Forrest made his living as a cotton planter and a slave trader. In the years following 1845 Forrest was said to have been one of the richest men in Tennessee because of his dealings in cotton, land and slaves.

During the war, where he was a premier soldier and Lieutenant General for the Confederate army, he was nicknamed the ‘Wizard of the Saddle.’ But after the war he was elected as the first Grand Wizard of the Ku Klux Klan. Although he later left the KKK and renounced his racist past, testifying this before a Joint Congressional Committee in 1871.

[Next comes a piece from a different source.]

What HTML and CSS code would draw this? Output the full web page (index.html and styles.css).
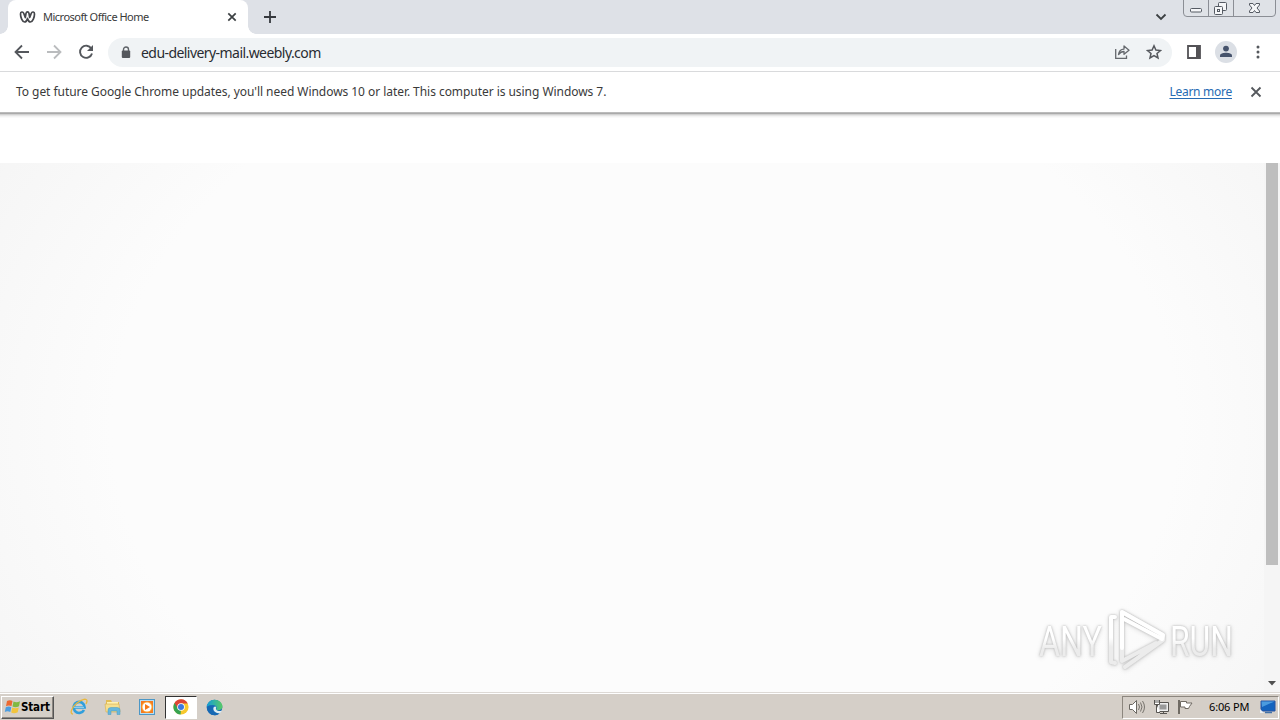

In Tennessee’s Capitol, there is a copper bust of Forrest where his role as a Confederate general is noted, although his ties to the KKK are omitted.

8. Robert E. Lee

At the heart of the ‘United the Right’ rally in Charlottesville in Virginia on August 12th, the statue of Robert E. Lee has been considered for removal. [Image: Bryan McKenzie/AP].

 

An elusive historical figure, Lee inherited slaves from his mother and married into one of the wealthiest slave-holding families in Virginia.

Documents and accounts reveal that Lee was an intentionally cruel slave owner that commonly encourage beatings after slaves tried to escape.

The circulating myths that regarded Lee’s involvement in the Civil war as being for a cause other than the protection to own slaves has been refuted by a number of American history professors who have called it ‘white washing’.

In 1856 Lee wrote in a letter that slavery was: “A moral and political evil.” But much like General ‘Stonewall’ Jackson, Lee still believed that it was God’s divine purpose and therefore opposed human intervention.

Lee also wrote: “The blacks are immeasurably better off here than in Africa, morally, physically, socially. The painful discipline they are undergoing is necessary for their further instruction as a race, and will prepare them, I hope, for better things.”

There are currently 109 public schools named for Robert E. Lee.

 

There is only one question we should be asking and that is, do we really want to be commemorating these figures with brass and pedestals?